You're a bloody puppet! You're a wee little puppet man!

Spike ,'Smile Time'


The Great Write Way  

A place for Buffistas to discuss, beta and otherwise deal and dish on their non-fan fiction projects.


Polter-Cow - Feb 04, 2005 8:53:47 pm PST #9763 of 10001
What else besides ramen can you scoop? YOU CAN SCOOP THIS WORLD FROM DARKNESS!

Oh man, Susan, is it ever okay to write a shitty first draft.


Susan W. - Feb 04, 2005 9:02:20 pm PST #9764 of 10001
Good Trouble and Righteous Fights

It's just frustrating. I usually don't have this much trouble even getting close to what I'm looking for. I'm just plowing through and making notes to myself about what I want the scene to accomplish so I'll know how to edit it. And what really sucks is this is coming just days after I was totally in the zone. I changed POV characters--a totally necessary change, I think--and the whole thing ground to a screeching halt on me and has been limping along ever since.
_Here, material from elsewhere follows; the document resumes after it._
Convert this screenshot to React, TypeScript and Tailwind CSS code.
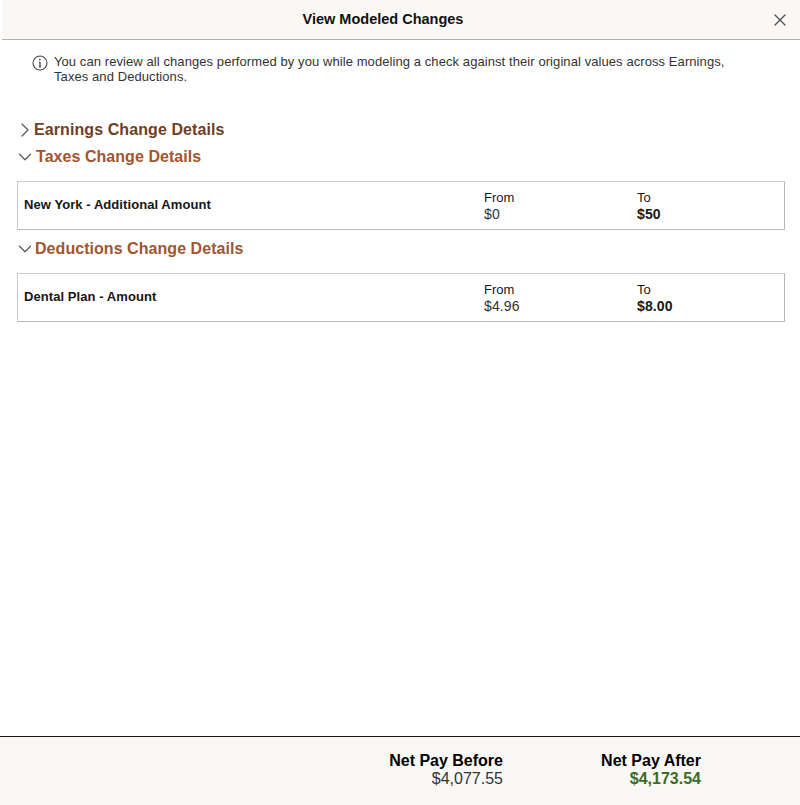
import { ChevronDown, ChevronRight, X } from "lucide-react";

const font = "[font-family:'Liberation_Sans',Arial,sans-serif]";

function InfoIcon() {
  return (
    <svg width="16" height="16" viewBox="0 0 16 16" fill="none" stroke="#4a4a4a" className="shrink-0 mt-[1px]">
      <circle cx="8" cy="8" r="7" strokeWidth="1.1" />
      <path d="M8 7v5" strokeWidth="1.4" />
      <path d="M6.8 12h2.4M6.8 7.2H8" strokeWidth="0.9" />
      <circle cx="7.9" cy="4.6" r="0.9" fill="#4a4a4a" stroke="none" />
    </svg>
  );
}

function ChangeRow({ label, from, to }: { label: string; from: string; to: string }) {
  return (
    <div className="ml-[17px] mr-[15px] h-[49px] border border-[#cbcdd0] border-b-[#bab6b0] border-r-[#bab6b0] flex items-center text-[#161616]">
      <div className="w-[466px] pl-[6px] text-[13px] tracking-[0.07px] font-bold -mt-[2px]">{label}</div>
      <div className="w-[153px] text-[14px] leading-[16px]">
        <div className="text-[13px]">From</div>
        <div className="text-[#333] tracking-[0.1px]">{from}</div>
      </div>
      <div className="text-[14px] leading-[16px]">
        <div className="text-[13px]">To</div>
        <div className="font-bold tracking-[0.1px]">{to}</div>
      </div>
    </div>
  );
}

export default function App() {
  return (
    <div className={`${font} h-[805px] w-[800px] bg-white flex flex-col`}>
      <header className="ml-[2px] h-[40px] shrink-0 bg-[#f9f8f6] border-b border-[#b5b0a8] flex items-center relative">
        <div className="w-full text-center pr-[36px] text-[14.5px] font-bold text-[#111]">View Modeled Changes</div>
        <button className="absolute right-[10px] top-[10px] text-[#555]">
          <X size={20} strokeWidth={1.6} />
        </button>
      </header>

      <main className="flex-1">
        <div className="flex gap-[6px] pl-[32px] pt-[14px] pr-[70px] text-[13px] leading-[15px] text-[#333] tracking-[0.08px]">
          <InfoIcon />
          <p>
            You can review all changes performed by you while modeling a check against their original values across Earnings, Taxes and Deductions.
          </p>
        </div>

        <div className="flex items-center pl-[13px] mt-[34px] h-[24px] text-[16px] tracking-[0.09px] font-bold text-[#6f3f24]">
          <ChevronRight size={24} strokeWidth={1.2} className="text-[#555] -mr-[3px]" />
          <span>Earnings Change Details</span>
        </div>
        <div className="flex items-center pl-[14px] mt-[3px] h-[24px] text-[16px] tracking-[0.05px] font-bold text-[#a0562f]">
          <ChevronDown size={22} strokeWidth={1.3} className="text-[#555]" />
          <span>Taxes Change Details</span>
        </div>
        <div className="mt-[12px]">
          <ChangeRow label="New York - Additional Amount" from="$0" to="$50" />
        </div>
        <div className="flex items-center pl-[14px] mt-[7px] h-[24px] text-[16px] tracking-[0.05px] font-bold text-[#a0562f]">
          <ChevronDown size={22} strokeWidth={1.3} className="text-[#555] -mr-[1px]" />
          <span>Deductions Change Details</span>
        </div>
        <div className="mt-[12px]">
          <ChangeRow label="Dental Plan - Amount" from="$4.96" to="$8.00" />
        </div>
      </main>

      <footer className="h-[69px] shrink-0 bg-[#f9f8f6] border-t border-[#161616] flex justify-end pr-[99px] pt-[15px]">
        <div className="text-right w-[114px] mr-[98px]">
          <div className="text-[16px] leading-[18px] font-bold text-[#000]">Net Pay Before</div>
          <div className="text-[16px] leading-[18px] text-[#333]">$4,077.55</div>
        </div>
        <div className="text-right w-[100px]">
          <div className="text-[16px] leading-[18px] font-bold text-[#000]">Net Pay After</div>
          <div className="text-[16px] leading-[18px] font-bold text-[#3f6b23]">$4,173.54</div>
        </div>
      </footer>
    </div>
  );
}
And I don't even think it's that I don't understand the character or anything. It's just not working.


Polter-Cow - Feb 04, 2005 9:05:10 pm PST #9765 of 10001
What else besides ramen can you scoop? YOU CAN SCOOP THIS WORLD FROM DARKNESS!

Well, leave those notes and let the scene simmer until you can attack it later in a few days. Some time away can work wonders.
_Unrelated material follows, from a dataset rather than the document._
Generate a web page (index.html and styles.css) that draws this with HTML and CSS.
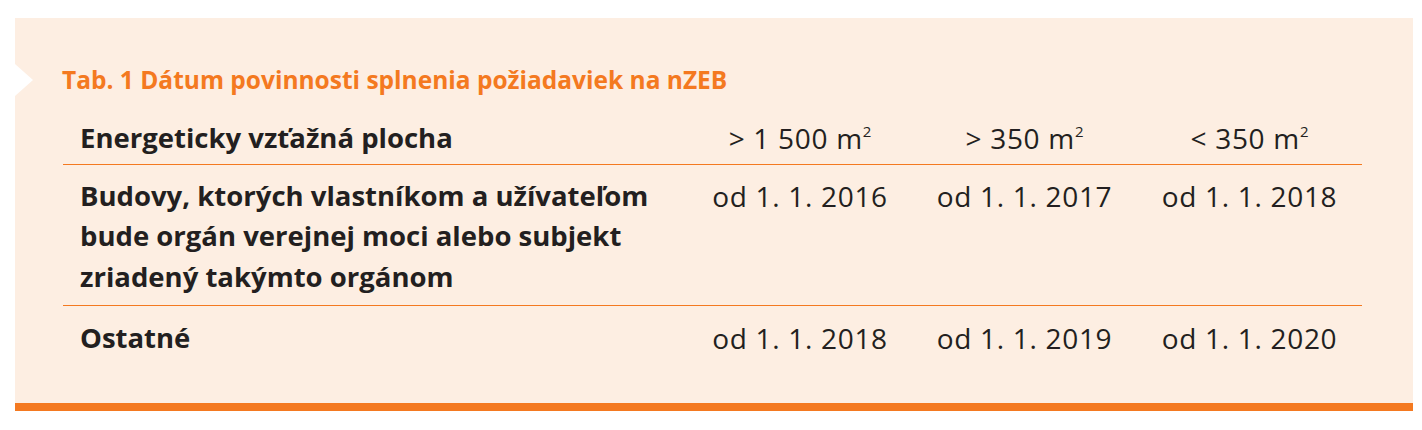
FILE: index.html
```html
<!DOCTYPE html>
<html lang="sk">
<head>
<meta charset="utf-8">
<title>Tab. 1</title>
<link rel="stylesheet" href="styles.css">
</head>
<body>
<div class="panel">
  <div class="notch"></div>
  <h2 class="title">Tab. 1 Dátum povinnosti splnenia požiadaviek na nZEB</h2>
  <div class="table">
    <div class="row head">
      <div class="cell label">Energeticky vzťažná plocha</div>
      <div class="cell num">&gt; 1 500 m<sup>2</sup></div>
      <div class="cell num">&gt; 350 m<sup>2</sup></div>
      <div class="cell num">&lt; 350 m<sup>2</sup></div>
    </div>
    <div class="row body1">
      <div class="cell label">Budovy, ktorých vlastníkom a užívateľom<br>bude orgán verejnej moci alebo subjekt<br>zriadený takýmto orgánom</div>
      <div class="cell num">od 1. 1. 2016</div>
      <div class="cell num">od 1. 1. 2017</div>
      <div class="cell num">od 1. 1. 2018</div>
    </div>
    <div class="row last">
      <div class="cell label">Ostatné</div>
      <div class="cell num">od 1. 1. 2018</div>
      <div class="cell num">od 1. 1. 2019</div>
      <div class="cell num">od 1. 1. 2020</div>
    </div>
  </div>
</div>
</body>
</html>
```

FILE: styles.css
```css
html, body {
  margin: 0;
  padding: 0;
  background: #ffffff;
}

body {
  font-family: "Open Sans", "Lato", "Liberation Sans", sans-serif;
  color: #231f20;
}

.panel {
  position: relative;
  margin: 18px 0 0 15px;
  width: 1398px;
  height: 385px;
  background: #fdeee2;
  border-bottom: 8px solid #f47920;
}

.notch {
  position: absolute;
  left: 0;
  top: 46px;
  width: 0;
  height: 0;
  border-left: 18px solid #ffffff;
  border-top: 16px solid transparent;
  border-bottom: 16px solid transparent;
}

.title {
  margin: 0;
  padding: 47px 0 0 47px;
  font-size: 24.5px;
  line-height: 30px;
  font-weight: 700;
  color: #f47920;
}

.table {
  margin: 13px 0 0 48px;
  width: 1299px;
}

.row {
  display: grid;
  grid-template-columns: 625px 224px 225px 225px;
  font-size: 27.5px;
  line-height: 40.5px;
}

.head {
  padding: 10px 0 5px;
  border-bottom: 1px solid #f47920;
}

.body1 {
  padding: 11px 0 8px;
  border-bottom: 1px solid #f47920;
}

.last {
  padding: 12px 0 0;
}

.label {
  padding: 0 0 0 17px;
  font-weight: 700;
  white-space: nowrap;
}

.num {
  text-align: center;
  font-weight: 400;
  font-size: 28px;
  letter-spacing: 0.7px;
}

sup {
  font-size: 15px;
  letter-spacing: 0;
  line-height: 0;
  vertical-align: 12px;
}
```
Susan W. - Feb 04, 2005 9:21:29 pm PST #9766 of 10001
Good Trouble and Righteous Fights

Not really a big believer in time away. Not in cases like this, anyway. Time away makes a rusty writer. It's not like I'm dealing with writer's block or stress in other parts of my life. It's just a tough scene, and I feel like all I'm putting down is the bare skeleton of what happens. I'm going to have to layer in everything else--the emotion, the sensory details, everything. And I'm not good at that kind of editing. But I need to learn.


Beverly - Feb 04, 2005 9:31:40 pm PST #9767 of 10001
Days shrink and grow cold, sunlight through leaves is my song. Winter is long.

What about this? It sounds like you were "in the zone" writing from another character's POV. Can you continue the story in the POV you're working well in, and come back to this difficult part later on? You may fall into that character's POV more naturally at a different part in the story, and while "inhabiting" that character this tough scene may not be as tough. Just a thought.


Susan W. - Feb 04, 2005 9:49:24 pm PST #9768 of 10001
Good Trouble and Righteous Fights

Well, I'm almost done with the scene now. I think I'm going to push through tonight, rough as it is, until I get to the end. Tomorrow I doubt I'll get to even look at it till late at night--we're having company for dinner, so there's a house to clean, and I have a potluck with my RWA chapter for lunch. Hopefully with 24 hours rest I can start building in what needs to be there. And if past experience is any guide, it's probably not so horrible and soulless as I think it is.


Susan W. - Feb 04, 2005 11:13:51 pm PST #9769 of 10001
Good Trouble and Righteous Fights

Whew. Done. And I think I actually hit some decent notes toward the end. Now I'll give myself a break until I start typing it in tomorrow after dinner.


Pix - Feb 05, 2005 9:40:11 am PST #9770 of 10001
We're all getting played with, babe. -Weird Barbie

Arrrgghh.

I have been working on and off on the same essay for the last two weeks. It just won't quite come together, and it's making me batty.

thump thump thump


erikaj - Feb 05, 2005 10:05:38 am PST #9771 of 10001
Always Anti-fascist!

Aw, man. So BTDT. Spent money I didn't have at the bookstore again. I mention this here because I bought some more mysteries by my Secret Literary Boyfriend who's teaching me to write mysteries whether he knows it or not.


Brynn - Feb 05, 2005 12:26:21 pm PST #9772 of 10001
"I'd rather discuss the permutations of swordplay, with an undertone of definite allusion to sex." Beverly, offering an example of when your characters give you 'tude.

Working on editing this essay for possible publication and let it be known that I'm a terrible emdasher in the worst--or I would argue best--way possible. In my non fiction if I'm clobbering a point, I like to clobber right down to the form of the sentence itself. Prof who suggested it, thinks I should go the semi colon route, but I don't know... Are emdashes really that evil? Is a complex-compound sentences broken down into simple sentences really better writing? I mean, Dickens, he was writing fiction and his run-ons are beloved by all, non?